Property taxes are expected to increase again this year and in 2018. Even worse, Illinois has gone nearly two years without a budget as Republican Gov. Bruce Rauner and the state’s Democratic-controlled Legislature have been locked in a battle over adding parts of Rauner’s “turnaround agenda” to any budget proposal. This has sent the state’s debts skyrocketing, its bond rating plummeting to near junk status and made the most ominous state pension crisis in the nation even worse.
These fiscal cliffs concern Rutledge’s offshore investors more than Chicago’s shootings, especially since the higher taxes are beginning to inhibit value. Rutledge said the city “made promises we could never keep and now it’s coming home to roost.”
The ongoing public safety concerns may also begin to affect Chicago tourism, a linchpin in Emanuel’s economic plan. Choose Chicago, the city’s tourism arm, announced a record 54.1 million people visited Chicago last year, a number well within Emanuel’s goal of 55 million visitors by 2020. Geller Capital Partners chairman Laurence Geller said that as strong as Chicago’s tourism numbers are now, the potential of tourism as an economic generator remains largely untapped.
But Geller, who bought the Waldorf Astoria Chicago and built the Conrad Chicago with foreign partner Wanxiang America Real Estate Group, sees the higher numbers of police downtown and believes that is already negatively affecting tourism, at least on an individual level.
What concerns Geller more are the uncertainties.
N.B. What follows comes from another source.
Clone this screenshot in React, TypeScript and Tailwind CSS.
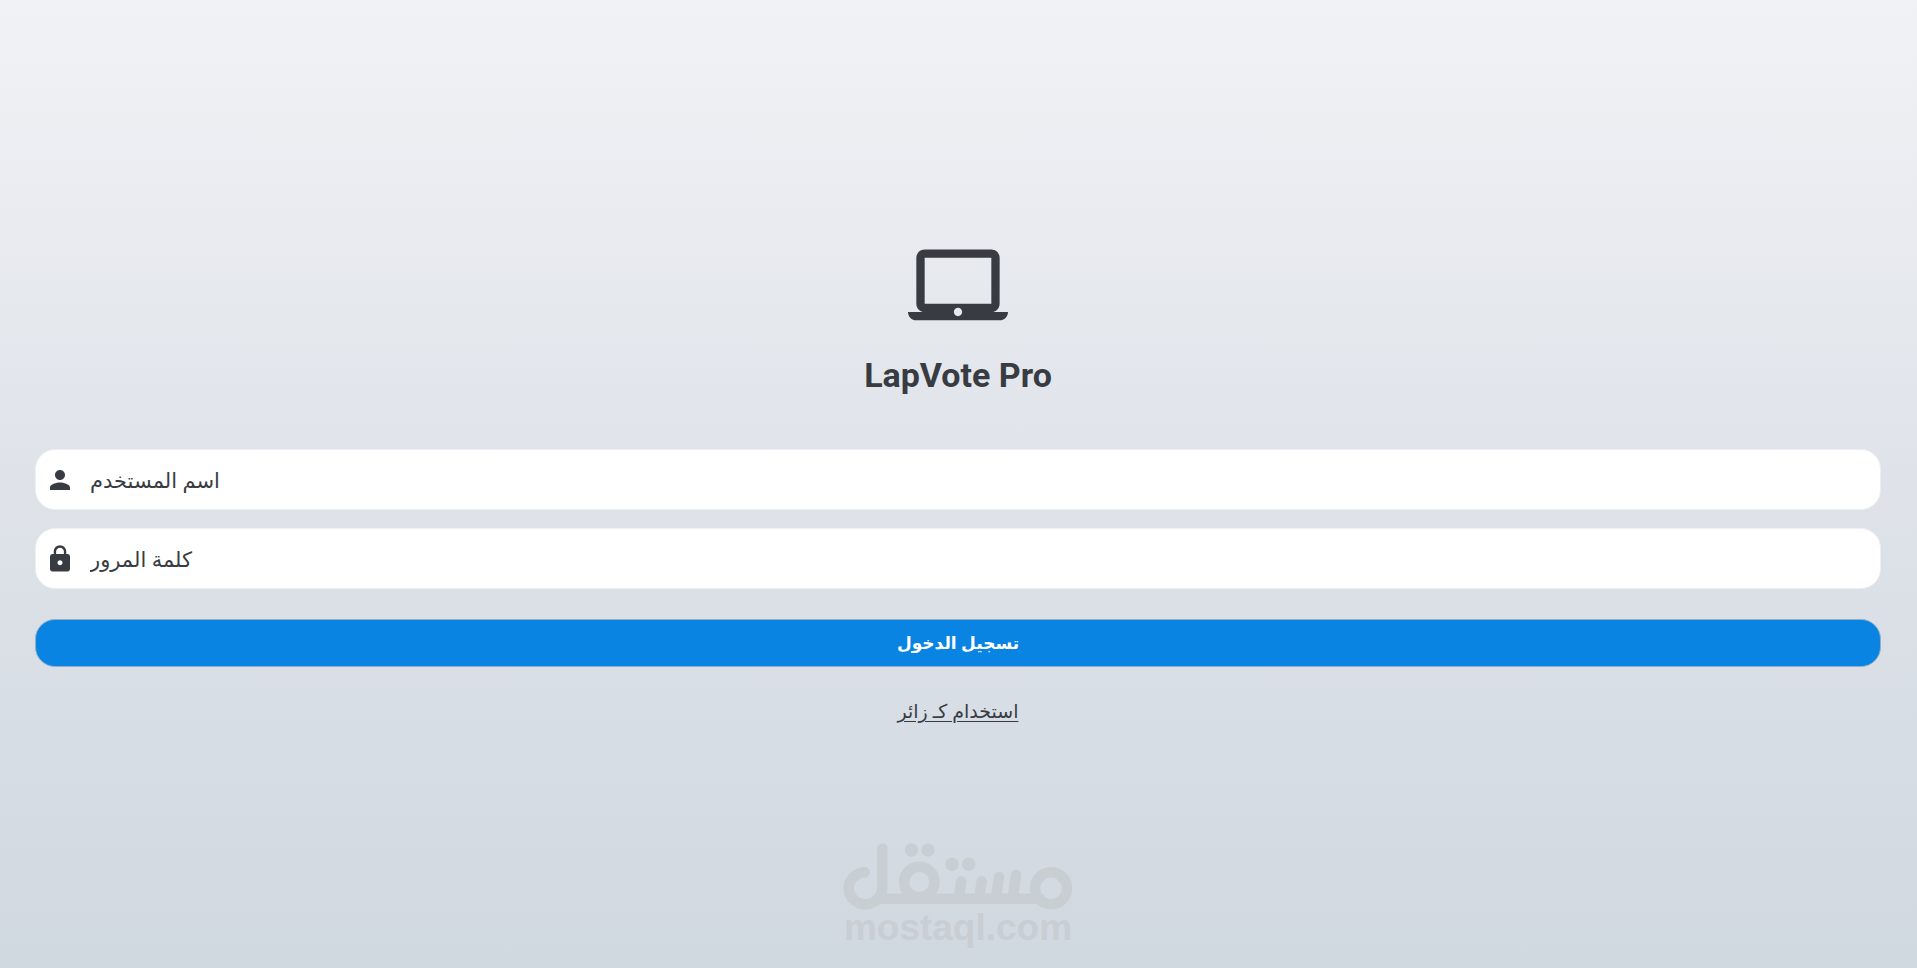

“When you see interviews where Donald Trump says he wants to ‘send in the feds’ to clean up Chicago, a police chief with no apparent plan to fight crime and a mayor who hasn’t demonstrated to the outside world that a plan is in place, that worries me,” Geller said. “In a relative sense, competing markets looking for business may use the perception of Chicago crime as a weapon against us. And when crime is affecting business, it will eventually affect business dollars.”